What is the Laboratory for Biooptics and Molecular Imaging (LBMI)?
The main direction of the laboratory is the development of novel optical imaging and spectral techniques that allow non-invasive or minimally invasively interrogations of function and gene-expression in tissues. Furthermore we offer core imaging support for optical imaging and image analysis applications. The laboratory is an integral part of the Center for Molecular Imaging Research (CMIR) and has established collaborations with faculty in the Center and elsewhere.
Our particular focus is the development of tomographic techniques for fluorescence imaging in whole tissues, intact animals and organs. This technology, when combined with appropriate fluorescent markers and probes can enable molecular probing of disease and function and elucidate expression patterns in vivo. It is expected that fluorescence molecular imaging will enable detection and characterization of disease states even before anatomic changes become apparent. It could also revolutionarize drug discovery and development by real-time in-vivo monitoring of drug effects at the molecular level in intact tissues.
To support our goals we have put forth several key focus areas that enable us to move forward in all aspects of this multi-disciplinary research. Our key ongoing projects are as follows:
Optical instrumentation and hardware development is an essential part of our effort. Currently we have completed the development of two Fluorescence Molecular Tomography systems (FMT) with different performance characteristics for imaging of activatable probes and of fluorescent proteins using constant wave illumination sources.
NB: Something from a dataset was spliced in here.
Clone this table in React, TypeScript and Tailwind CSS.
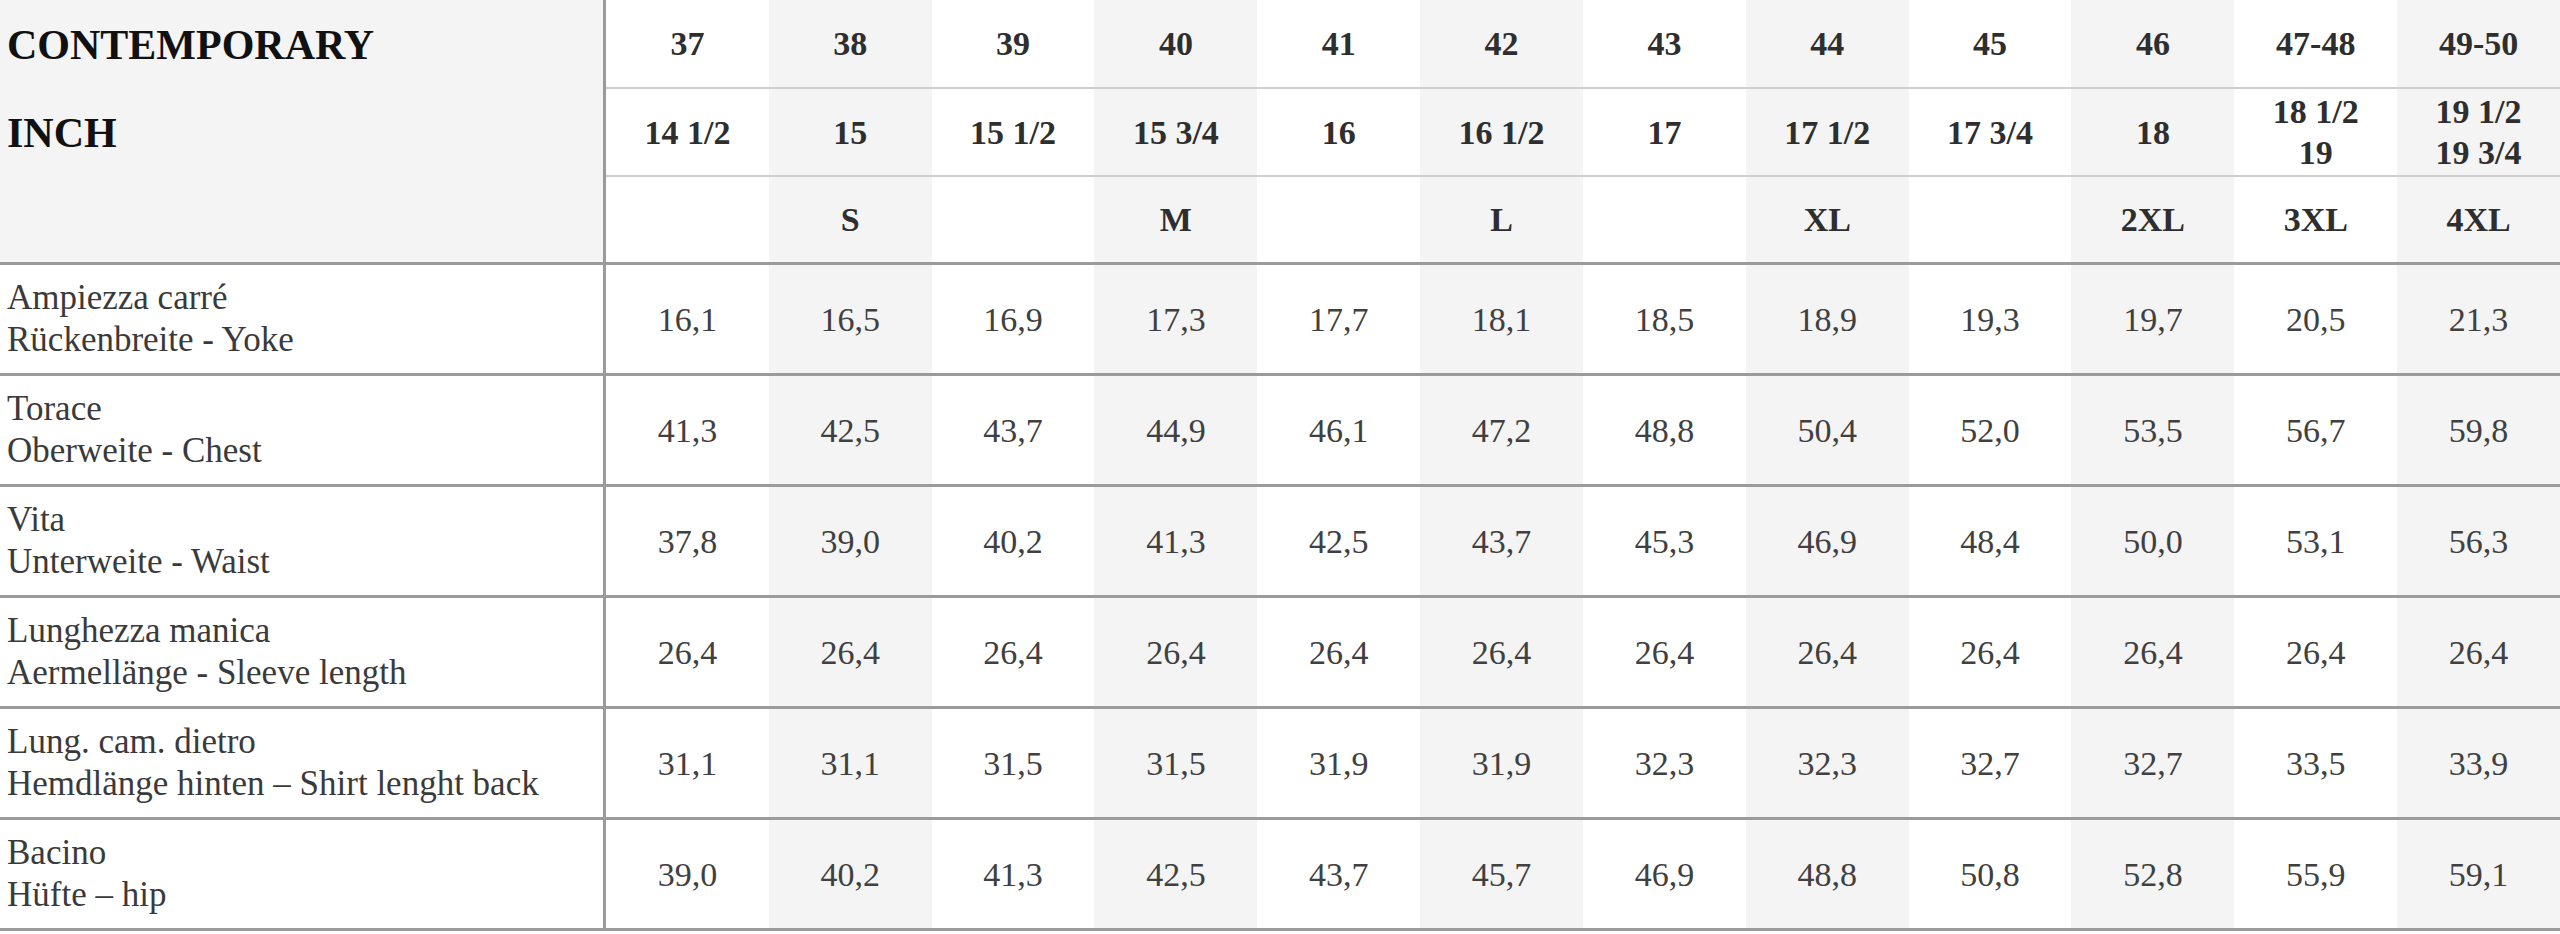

We have further implemented a combined real-time reflectance and FMT imaging system and we have undertaken the development of an FMT system operating in the time domain. Furthermore we have constructed a time-resolved spectrometer for measurements of optical properties in diffuse media and we have developed a highly sensitive planar imaging system for bioluminescence imaging.
We research time-efficient forward and inversion schemes for fluorescence molecular tomography (FMT) and diffuse optical tomography (DOT) and spectroscopy using solutions of the diffusion equation. We also consider solutions of the transport equation for specific applications. Furthermore we optimize different forward models for the different optical imaging and spectroscopy systems developed. An important other topic we consider is the development of appropriate methods for optimization of the information content of the various measurements performed.
Data and image processing and rendering
Our effort in data and image processing supports the optical instrumentation and theoretical developments for basic and advanced data pre-processing and filtering. We further develop methodologies for pattern recognition and image registration associated with the various imaging modalities developed and used. Our work with data visualization is associated with rendering of three-dimensional structures and the merging of reconstructed or raw images obtained with different imaging modalities such as FMT, planar imaging and MRI.
Our efforts for in-vivo imaging span a large area of different applications. We have our own core for development and supply of basic animal models, especially tumor models of different cell lines. We further perform basic surgery and microscopic and molecular analysis of excised tissues that aids mainly in imaging method validation and performance testing with in-vivo samples. However a major strength is the collaboration with several investigators who have exciting biological questions, animal models and protocols. Examples of current applications include imaging of enzyme expression patterns in various tumor cell lines, imaging of apoptosis or imaging of gene expression associated with viral transfection.